De zorgsector biedt bijzondere mogelijkheden voor de horecasector. De ellende is, dat de meerderheid van de mensen direct aan doktoren, ziekenhuizen en bejaardentehuizen denkt, zodra je spreekt over zorg. Bij de gemiddelde horeca-ondernemer gaat maar zelden een lampje branden dat aangeeft: Ha! Omzet!

Toch is het overduidelijk. Zorg is heel simpel in te delen in een ‘cure’-deel en een ‘care’-deel. De ‘cure’ heeft te maken met prikken en medicijnen. De ‘care’ heeft te maken met eten, drinken en slapen; horeca dus. Waarom is er niet een veel grotere belangstelling vanuit de horecasector voor de zorg? Komt dat vanwege de eerder genoemde negatieve associaties? Want als je ‘zorg’ in de Dikke van Dale opslaat, staat er: ‘Zorg is de moeite en de pogingen die men doet om iets in stand of goede conditie te houden, of zo goed mogelijk te doen zijn of te maken.’
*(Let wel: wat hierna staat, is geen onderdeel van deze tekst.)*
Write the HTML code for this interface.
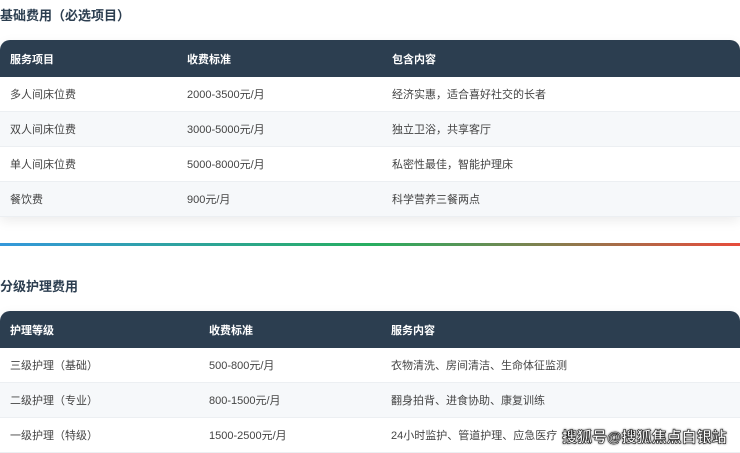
<!DOCTYPE html>
<html><head><meta charset="utf-8"><style>
body{margin:0;width:740px;height:453px;overflow:hidden;background:#fff;font-family:"Liberation Sans","Noto Sans CJK SC",sans-serif;color:#333;position:relative}
.t{position:absolute;left:0;font-size:13px;font-weight:bold;color:#2c3e50}
.tb{position:absolute;left:0;width:740px;border-radius:10px 10px 0 0;overflow:hidden;box-shadow:0 4px 12px rgba(0,0,0,.08)}
.r{height:35px;display:flex;align-items:center;font-size:11px;color:#444;border-bottom:1px solid #eceff2;box-sizing:border-box;position:relative}
.r span{position:absolute}
.h{height:37px;background:#2c3e50;color:#fff;font-weight:bold;border:none}
.r:nth-child(odd):not(.h){background:#f6f8fa}
.line{position:absolute;left:0;top:243px;width:740px;height:3px;background:linear-gradient(90deg,#3498db,#27ae60 50%,#e74c3c)}
.wm{position:absolute;left:562px;top:426px;font-size:15px;color:#fff;font-weight:bold;-webkit-text-stroke:0.6px #222;text-shadow:0 0 2px #000;letter-spacing:0}
</style></head><body>
<div class="t" style="top:5px">基础费用（必选项目）</div>
<div class="tb" style="top:40px">
<div class="r h"><span style="left:10px">服务项目</span><span style="left:187px">收费标准</span><span style="left:392px">包含内容</span></div>
<div class="r"><span style="left:10px">多人间床位费</span><span style="left:187px">2000-3500元/月</span><span style="left:392px">经济实惠，适合喜好社交的长者</span></div>
<div class="r"><span style="left:10px">双人间床位费</span><span style="left:187px">3000-5000元/月</span><span style="left:392px">独立卫浴，共享客厅</span></div>
<div class="r"><span style="left:10px">单人间床位费</span><span style="left:187px">5000-8000元/月</span><span style="left:392px">私密性最佳，智能护理床</span></div>
<div class="r"><span style="left:10px">餐饮费</span><span style="left:187px">900元/月</span><span style="left:392px">科学营养三餐两点</span></div>
</div>
<div class="line"></div>
<div class="t" style="top:276px">分级护理费用</div>
<div class="tb" style="top:311px">
<div class="r h"><span style="left:10px">护理等级</span><span style="left:209px">收费标准</span><span style="left:391px">服务内容</span></div>
<div class="r"><span style="left:10px">三级护理（基础）</span><span style="left:209px">500-800元/月</span><span style="left:391px">衣物清洗、房间清洁、生命体征监测</span></div>
<div class="r"><span style="left:10px">二级护理（专业）</span><span style="left:209px">800-1500元/月</span><span style="left:391px">翻身拍背、进食协助、康复训练</span></div>
<div class="r" style="background:#fff"><span style="left:10px">一级护理（特级）</span><span style="left:209px">1500-2500元/月</span><span style="left:391px">24小时监护、管道护理、应急医疗</span></div>
</div>
<div class="wm">搜狐号@搜狐焦点白银站</div>
</body></html>
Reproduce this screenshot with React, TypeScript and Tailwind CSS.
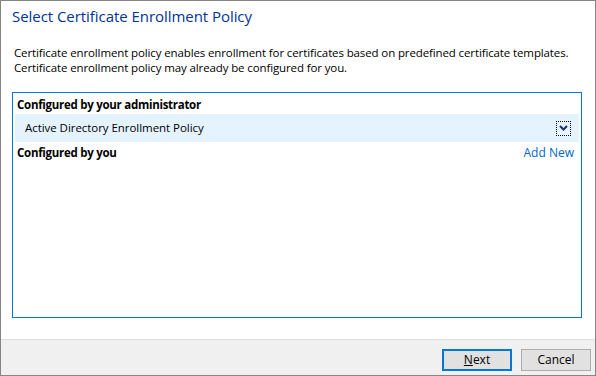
import React from 'react';

const font = "font-['Open_Sans',sans-serif]";

const Chevron: React.FC = () => (
  <svg width="9" height="6" viewBox="0 0 9 6" className="block">
    <path d="M1 1 L4.5 4.5 L8 1" fill="none" stroke="#1b2f7a" strokeWidth="2" />
  </svg>
);

const App: React.FC = () => {
  return (
    <div className={`w-[596px] h-[376px] border border-[#858585] bg-white flex flex-col text-black ${font}`}>
      <div className="pl-[11px] pt-[5px] text-[15px] leading-[20px] tracking-[-0.05px] text-[#003399]">
        Select Certificate Enrollment Policy
      </div>

      <div className="pl-[13px] mt-[19px] text-[11.5px] leading-[15px] tracking-[-0.12px] whitespace-nowrap">
        <p>Certificate enrollment policy enables enrollment for certificates based on predefined certificate templates.</p>
        <p>Certificate enrollment policy may already be configured for you.</p>
      </div>

      <div className="ml-[11px] mt-[17px] w-[570px] h-[226px] border border-[#0078d7] p-[2px] text-[11.5px]">
        <div className="h-[19px] flex items-center pl-[2px] font-bold tracking-[-0.28px]">Configured by your administrator</div>
        <div className="h-[28px] bg-[#e5f3ff] flex items-center justify-between pl-[10px] pr-[8px]">
          <span className="tracking-[-0.05px]">Active Directory Enrollment Policy</span>
          <button className="w-[15px] h-[15px] border border-dotted border-black flex items-center justify-center">
            <Chevron />
          </button>
        </div>
        <div className="h-[22px] flex items-center justify-between pl-[2px] pr-[5px]">
          <span className="font-bold tracking-[-0.28px]">Configured by you</span>
          <a className="text-[#0066cc] text-[12px] cursor-pointer">Add New</a>
        </div>
      </div>

      <div className="mt-auto h-[36px] border-t border-[#dfdfdf] bg-[#f0f0f0] flex justify-end items-start pt-[9px] pr-[4px] gap-[9px] text-[12px]">
        <button className="w-[70px] h-[22px] border-2 border-[#0078d7] bg-[#e1e1e1] flex items-center justify-center">
          <span><span className="underline">N</span>ext</span>
        </button>
        <button className="w-[70px] h-[22px] border border-[#adadad] bg-[#e1e1e1] flex items-center justify-center">
          Cancel
        </button>
      </div>
    </div>
  );
};

export default App;
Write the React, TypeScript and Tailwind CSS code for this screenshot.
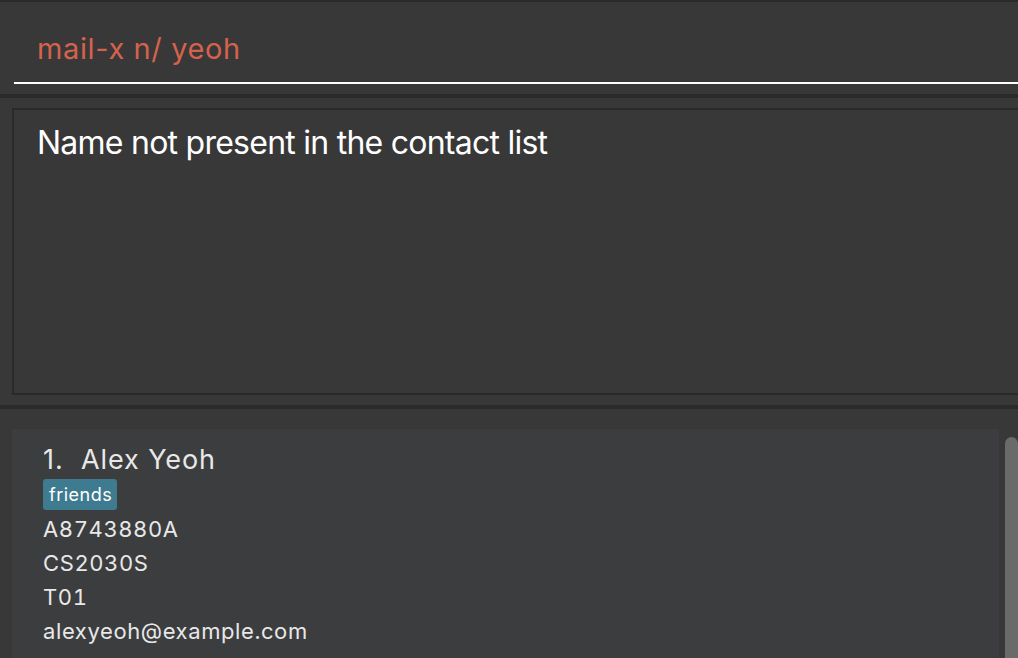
export default function App() {
  return (
    <div
      className="w-[1018px] h-[658px] overflow-hidden bg-[#2a2a2a] flex flex-col pt-[2px]"
      style={{ fontFamily: "Inter, 'Liberation Sans', sans-serif" }}
    >
      {/* command box */}
      <div className="h-[92px] shrink-0 bg-[#383838] pl-[14px] flex flex-col">
        <div className="h-[80px] pl-[23px] pt-[29px]">
          <p className="text-[29px] leading-[36px] tracking-[0.6px] text-[#d4624d]">mail-x n/ yeoh</p>
        </div>
        <div className="h-[2px] bg-white" />
      </div>

      <div className="h-[4px] shrink-0" />

      {/* result display */}
      <div className="h-[307px] shrink-0 bg-[#383838] pl-[12px] pt-[10px] pb-[10px]">
        <div className="h-full w-[1020px] border-2 border-[#2a2a2a] pl-[23px] pt-[15px]">
          <p className="text-[32px] leading-[36px] tracking-[-0.75px] text-white">
            Name not present in the contact list
          </p>
        </div>
      </div>

      <div className="h-[4px] shrink-0" />

      {/* person list */}
      <div className="flex-1 bg-[#383838] pl-[12px] pt-[20px] flex">
        <div className="w-[987px] bg-[#3c3d3f] pl-[31px] pt-[14px] text-[#e8e8e8]">
          <div className="text-[27px] leading-[34px] tracking-[0.9px] flex">
            <span className="w-[38px]">1.</span>
            <span>Alex Yeoh</span>
          </div>
          <div className="mt-[2px] inline-block rounded-[3px] bg-[#3e7b91] pl-[6px] pr-[5px] text-[18px] leading-[31px] tracking-[0.5px] text-white">
            friends
          </div>
          <div className="mt-[2px] text-[22px] leading-[34px] tracking-[0.6px] tabular-nums">
            <p>A8743880A</p>
            <p>CS2030S</p>
            <p>T01</p>
            <p>alexyeoh@example.com</p>
          </div>
        </div>
        <div className="w-[6px]" />
        <div className="flex-1 pt-[8px]">
          <div className="h-full w-[13px] rounded-t-[7px] bg-[#6a6a6a]" />
        </div>
      </div>
    </div>
  );
}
Als je het zo bekijkt, is het een positief begrip. Maar in de zorg is men sterk in zorgelijk klinkende begrippen. Denk aan ziekenhuis, verpleeghuis, zorginstelling, intramuraal (‘sluit ze op tussen de muren’), extramuraal (‘ze mogen beslist niet binnenkomen’). Ik zie al uit naar mijn ‘levensloopbestendige woning’, een soort hufterbestendige woning voor oude gekken. Toch wordt er wel iets aan dat soort begrippen gedaan: een ‘levensloopvriendelijke woning’ klinkt toch al heel wat beter. Zo ook wooncentrum, medisch centrum en zorgboulevard.

Een heel belangrijk segment voor de horeca wordt natuurlijk gevormd door de ouderen. Maar ja, wie zijn dat; hoe definieer je ouder? Mijn moeder, 85 jaar jong, heeft sinds een paar jaar geaccepteerd dat zij toch al bijna in de categorie bejaarden thuishoort. Volgens de huidige indelingen is zij al 30 jaar senior.

Hoe gaat de horeca om met ouderen? Weten ze wat de door hen gedefinieerde ouderen willen? Weten ze wel hoe groot die markt is? In een artikel van Koninklijk Horeca Nederland wordt gewezen op de toename van bestedingen van de ‘WHOPpers’ (Wealthy and Healthy Older People). Daarnaast hebben we te maken met een dubbele vergrijzing: de mensen worden gemiddeld ouder èn het aantal ouderen neemt toe. Ze blijven langer mobiel en gezonder, en zijn meer gewend aan reizen en buitenshuis eten dan de ouderen van vroeger. Kortom, op zo’n vijf manieren groeit die markt, zonder dat de horeca daar wat voor hoeft te doen. Realiseert de horeca-ondernemer zich dat zelfs kleine, effectieve aanpassingen voor de ‘comfortbehoevende ouderen’ zich concreet vertalen in winstgevende omzet?

Terwijl ik deze column zit te schrijven, begin ik te beseffen dat ik langzaam ook in die categorie comfortbehoevende ouderen begin te geraken: zonder leesbril krijg ik het niet meer voor elkaar. Ik baal van restaurants met veel te kleine letters op de menukaarten, en ik heb ook een hekel aan die harde rotmuziek in de gemiddelde kroeg. Waar kan ik nog terecht?